Mülheim. .
Menschen mit Behinderung haben es bei der Berufswahl oft schwer: Sie stehen nicht nur vor der Frage, welchen Beruf sie sich wünschen – sie müssen auch darauf achten, ob sie die Tätigkeit ausführen können. In Mülheim sind derzeit 265 Schwerbehinderte arbeitslos gemeldet.
Zu viele, findet Katja Hübner von der Agentur für Arbeit in Oberhausen. Dabei sehen die Zahlen für Mülheim verhältnismäßig gut aus: Im Januar waren 3,6 % der Arbeitslosen Schwerbehinderte, in Essen waren es 5,8 %, in Oberhausen sogar 6 %.
Anzahl von gehandicapten Arbeitslosen erschreckend
Der Blick auf die aktuelle Anzahl von gehandicapten Arbeitslosen ist im ersten Moment erschreckend: Im Januar 2010 waren 127 arbeitslos gemeldet. Die große Differenz zu den 265 arbeitslosen Schwerbehinderten im Januar dieses Jahres begründet Hübner mit einem Kommunikationsproblem: Die Sozialagentur habe erst im Februar vergangenen Jahres die Zahl der schwerbehinderten Langzeitarbeitslosen geliefert – diese wurden anschließend mit den arbeitslosen Schwerbehinderten zusammengerechnet, die weniger als ein Jahr ohne Anstellung sind.

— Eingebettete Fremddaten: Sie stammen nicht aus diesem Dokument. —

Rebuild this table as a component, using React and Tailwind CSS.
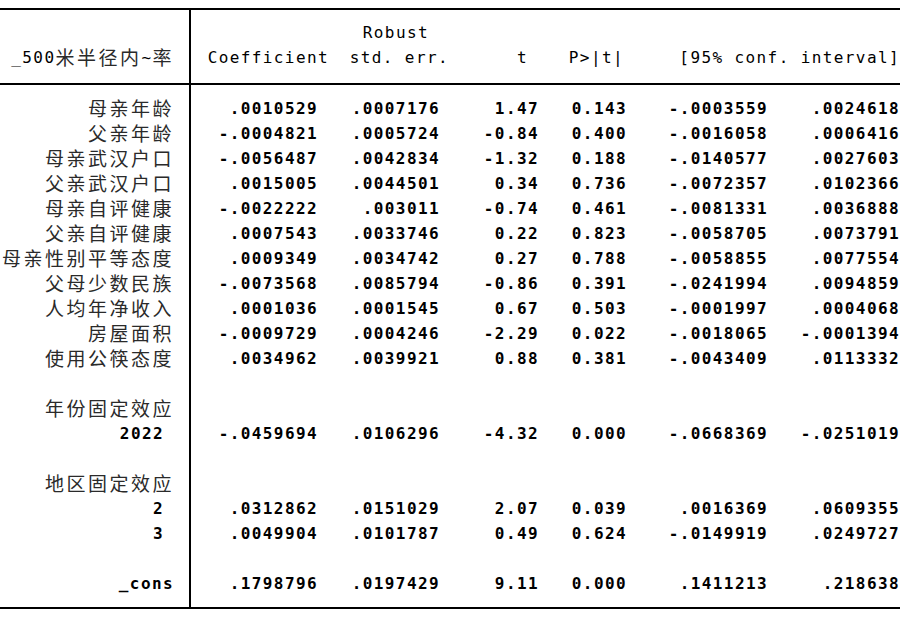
const mono = { fontFamily: '"DejaVu Sans Mono", "Liberation Mono", monospace' };
const cjk = { fontFamily: '"Noto Sans CJK SC", sans-serif' };

const rows = [
  { label: "母亲年龄", v: [".0010529", ".0007176", "1.47", "0.143", "-.0003559", ".0024618"] },
  { label: "父亲年龄", v: ["-.0004821", ".0005724", "-0.84", "0.400", "-.0016058", ".0006416"] },
  { label: "母亲武汉户口", v: ["-.0056487", ".0042834", "-1.32", "0.188", "-.0140577", ".0027603"] },
  { label: "父亲武汉户口", v: [".0015005", ".0044501", "0.34", "0.736", "-.0072357", ".0102366"] },
  { label: "母亲自评健康", v: ["-.0022222", ".003011", "-0.74", "0.461", "-.0081331", ".0036888"] },
  { label: "父亲自评健康", v: [".0007543", ".0033746", "0.22", "0.823", "-.0058705", ".0073791"] },
  { label: "母亲性别平等态度", v: [".0009349", ".0034742", "0.27", "0.788", "-.0058855", ".0077554"] },
  { label: "父母少数民族", v: ["-.0073568", ".0085794", "-0.86", "0.391", "-.0241994", ".0094859"] },
  { label: "人均年净收入", v: [".0001036", ".0001545", "0.67", "0.503", "-.0001997", ".0004068"] },
  { label: "房屋面积", v: ["-.0009729", ".0004246", "-2.29", "0.022", "-.0018065", "-.0001394"] },
  { label: "使用公筷态度", v: [".0034962", ".0039921", "0.88", "0.381", "-.0043409", ".0113332"] },
  {},
  { label: "年份固定效应" },
  { level: "2022", v: ["-.0459694", ".0106296", "-4.32", "0.000", "-.0668369", "-.0251019"] },
  {},
  { label: "地区固定效应" },
  { level: "2", v: [".0312862", ".0151029", "2.07", "0.039", ".0016369", ".0609355"] },
  { level: "3", v: [".0049904", ".0101787", "0.49", "0.624", "-.0149919", ".0249727"] },
  {},
  { level: "_cons", cons: true, v: [".1798796", ".0197429", "9.11", "0.000", ".1411213", ".218638"] },
];

const widths = ["w-[127px]", "w-[122px]", "w-[99px]", "w-[88px]", "w-[141px]", "w-[132px]"];

function Label({ row }) {
  if (row.label) {
    return (
      <span className="text-[19px] tracking-[2.5px] text-[#2a2a2a]" style={cjk}>
        {row.label}
      </span>
    );
  }
  if (row.level) {
    return (
      <span className={`text-[16px] font-bold tracking-[1.4px] ${row.cons ? "" : "pr-[10px]"}`} style={mono}>
        {row.level}
      </span>
    );
  }
  return null;
}

export default function App() {
  return (
    <div className="w-[912px] h-[627px] bg-white text-black pt-[8px]">
      <div className="w-[900px] border-t-2 border-b-2 border-black">
        <div className="flex border-b-2 border-black">
          <div className="w-[191px] border-r-2 border-black pt-[35px] pb-[13px] pr-[15px] flex justify-end items-center h-[73px]">
            <span className="text-[16px] tracking-[1.4px]" style={mono}>_500</span>
            <span className="text-[19px] tracking-[2.5px] text-[#2a2a2a]" style={cjk}>
              米半径内
            </span>
            <span className="text-[16px] tracking-[1.4px]" style={mono}>~</span>
            <span className="text-[19px] tracking-[2.5px] text-[#2a2a2a]" style={cjk}>
              率
            </span>
          </div>
          <div className="flex-1 pt-[10px] text-[16px] tracking-[1.4px]" style={mono}>
            <div className="flex h-[25px] items-center">
              <div className="w-[238px] text-right">Robust</div>
            </div>
            <div className="flex h-[25px] items-center">
              <div className="w-[138px] text-right">Coefficient</div>
              <div className="w-[120px] text-right">std. err.</div>
              <div className="w-[79px] text-right">t</div>
              <div className="w-[96px] text-right">P&gt;|t|</div>
              <div className="w-[276px] text-right">[95% conf. interval]</div>
            </div>
          </div>
        </div>
        <div className="flex">
          <div className="w-[191px] border-r-2 border-black pt-[11px] pb-[11px] pr-[15px]">
            {rows.map((row, i) => (
              <div key={i} className="h-[25px] flex items-center justify-end">
                <Label row={row} />
              </div>
            ))}
          </div>
          <div className="flex-1 pt-[11px] pb-[11px] text-[16px] font-bold tracking-[1.4px]" style={mono}>
            {rows.map((row, i) => (
              <div key={i} className="h-[25px] flex items-center">
                {row.v &&
                  row.v.map((val, j) => (
                    <div key={j} className={`${widths[j]} text-right`}>
                      {val}
                    </div>
                  ))}
              </div>
            ))}
          </div>
        </div>
      </div>
    </div>
  );
}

Hübner wünscht sich, dass mehr Arbeitgeber die Möglichkeit wahrnehmen, Menschen mit Handicap einzustellen. „Manche Arbeitgeber tun sich schwer. Für Menschen mit Behinderung gilt ein besonderer Kündigungsschutz, sie bekommen fünf Tage mehr Urlaub als ihre nichtbehinderten Kollegen. Für größere Unternehmen ist dies sicher einfacher zu handhaben als für kleine Firmen“, sagt Hübner.
Bezeichnung "schwerbehindert" ist Problem
Ein weiteres Problem sei die Bezeichnung „schwerbehindert“: „Jemand, der eine Hüft-OP hinter sich hat, gilt teilweise als schwerbehindert, obwohl er selbstverständlich seine Arbeit erledigen kann.“
Auf Selbstverständlichkeit setzt auch Alfons Bromkamp von der TAS-Unternehmensgruppe. Im Call Center der Firma wurden in den letzten zwölf Monaten zehn neue Mitarbeiter eingestellt, die körperlich beeinträchtigt sind. In Zusammenarbeit mit der Stiftung My Handicap stellt das Unternehmen verstärkt Menschen mit Behinderung ein. Bromkamp ist besonders der Aspekt der „Inklusion“ wichtig, wie er ihn nennt: „Die Arbeit mit behinderten Kolleginnen und Kollegen soll kein Sonderfall sein, sondern eine Selbstverständlichkeit.“ Bisher habe man bei der TAS Gruppe viele positive Erfahrungen mit behinderten Mitarbeitern gemacht.
Nur körperliche Behinderungen
Allerdings ging es bisher nur um körperliche Behinderungen – Menschen mit psychischen Erkrankungen habe Bromkamp bisher noch nicht eingestellt. Dieses Thema wolle die TAS bald in Angriff nehmen – allerdings ließe sich im Moment nicht sagen, ob beispielsweise ein depressiver Arbeitnehmer ebenso engagiert und effizient arbeiten kann wie ein gesunder Kollege. „Da fehlt uns der Erfahrungswert“, sagt Bromkamp.
Grundsätzlich sind Unternehmen dazu verpflichtet, mindestens 5 % ihrer Arbeitsplätze mit schwerbehinderten Menschen zu besetzen.
Die Röhrengesellschaft der Mannesmannröhrenwerke beschäftigt in Mülheim 7,5 % Schwerbehinderte – deutschlandweit sind bei dem Unternehmen 6,9 % Schwerbehinderte angestellt. Bei der Firma Siemens arbeiten derzeit 160 Schwerbehinderte im Mülheimer Werk – damit erfüllt das Unternehmen zwar nicht die Quote von 5%, unter den schwerbehinderten Angestellten seien jedoch sogar zwei Auszubildende. „Wenn die entsprechende Qualifikation vorhanden ist, sind Behinderte bei uns jederzeit willkommen“, sagt Georg Lohmann, Pressesprecher des Unternehmens.
Laut Angaben der Stadt Mülheim sind rund 10 % der Einwohner schwerbehindert.